Ironically, what the U.S. achieved in Doha is almost similar to what it's then-UN envoy, Bill Richardson, negotiated with the Taliban when he landed in Kabul on April 17, 1998.
According to the Roy Gutman’s book, How We Missed the Story: Osama bin Laden, the Taliban, and the Hijacking of Afghanistan, the Taliban had agreed on a cease-fire and to join talks with the United Front, or Northern Alliance.
Under the agreement, reached in the presence of Richardson and Pakistan’s former ambassador Aziz Ahmed Khan, the Taliban also agreed to allow higher education for women -- without coeducation -- and permit health workers and doctors to treat women.
They had also promised to prohibit all opium cultivation in Afghanistan.
- Similarities of Vietnam and Afghanistan
Many experts are also drawing similarities between the U.S. strategy back in Vietnam in 1969 and the 2020 agreement with the Taliban.
They say President Richard Nixon had played a similar game to seek reelection in the early 70s.
With the help of Pakistan, Nixon’s National Security Advisor Henry Kissinger secretly visited Beijing in July 1971, agreeing to a complete withdrawal of troops in return for Hanoi releasing American prisoners of war and declaring a cease-fire.
He had assured Chinese leaders that if the U.S.-backed Saigon government was overthrown following the withdrawal of troops, Washington would not intervene.
And that is exactly how it unfolded.
Nixon visited China in February 1972, describing it as a visit to bring about lasting peace in the world. Months later in November 1972, he recorded a convincing victory and secured reelection.
Later, the Saigon government was overrun by communists and the U.S., as agreed, did not intervene.
- Emergence of the Taliban
The Taliban emerged from their stronghold in Kandahar in August 1994, when the group’s founder, Mullah Umar, enraged by the crimes of a local warlord, invaded his abode with 15 fighters, all students of different madrassas.
The area from the Pakistani border town of Chaman to Kandahar had become a haven for warlords, who were extorting people and kidnapping young girls and boys.

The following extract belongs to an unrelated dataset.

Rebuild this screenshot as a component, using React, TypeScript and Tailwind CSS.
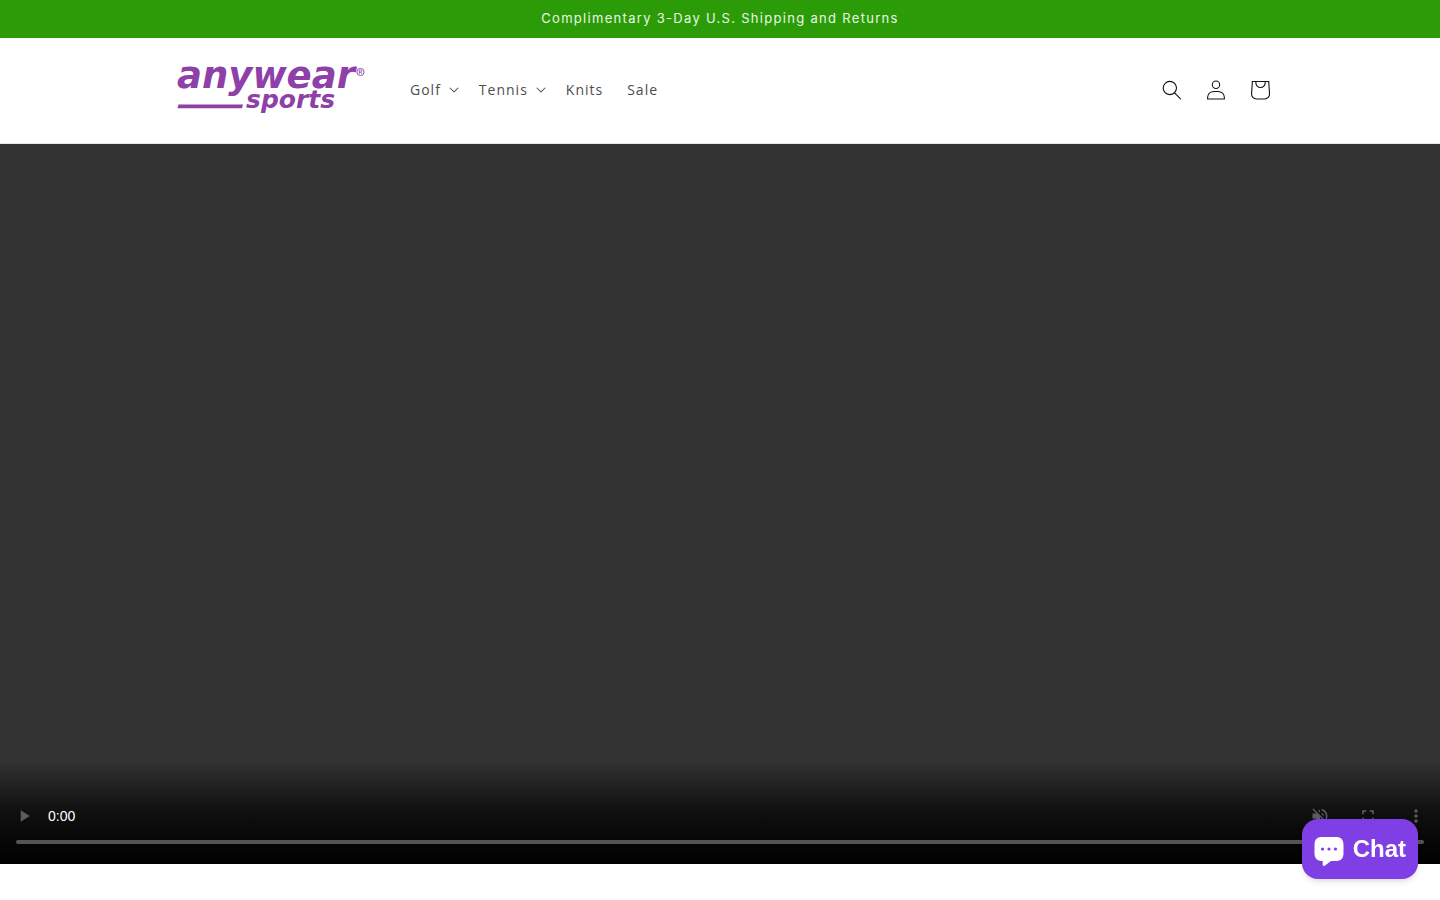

When the Taliban drew warlords out from the area, the war-fatigued population in other areas invited them to restore order.
Soon those administering Helmand and Ghazni provinces surrendered without fighting. But once they captured Kabul, and other provinces in northern Afghanistan, the Taliban became lethal in their pursuit to control the whole country.
They employed brutal methods and wreaked havoc on the northern provinces to cement their rule and ideology.
They also allied with al-Qaeda, a move that analysts believe was partly to compensate for their boycott by the international community despite their control over Kabul.
Osama bin Laden’s outfit provided the Taliban funds and international outreach.
Many strategists now believe that the Taliban have evolved over the years.
While at one time they enforced a medieval code, today they are tech-savvy insurgents ready to accommodate modern-day means.
The region, which has long been a victim of the Great Game, has captivated and mesmerized the world for centuries.
The bravery, drive for freedom, and zest of the inhabitants divided into innumerable tribes, has punished the British, led to the dismemberment of the Soviet Union and taught bitter lessons to the U.S.
There may be no medals for those who took on these superpowers, but their stories are still remembered around campfires every evening in the majestic Hindu Kush mountains.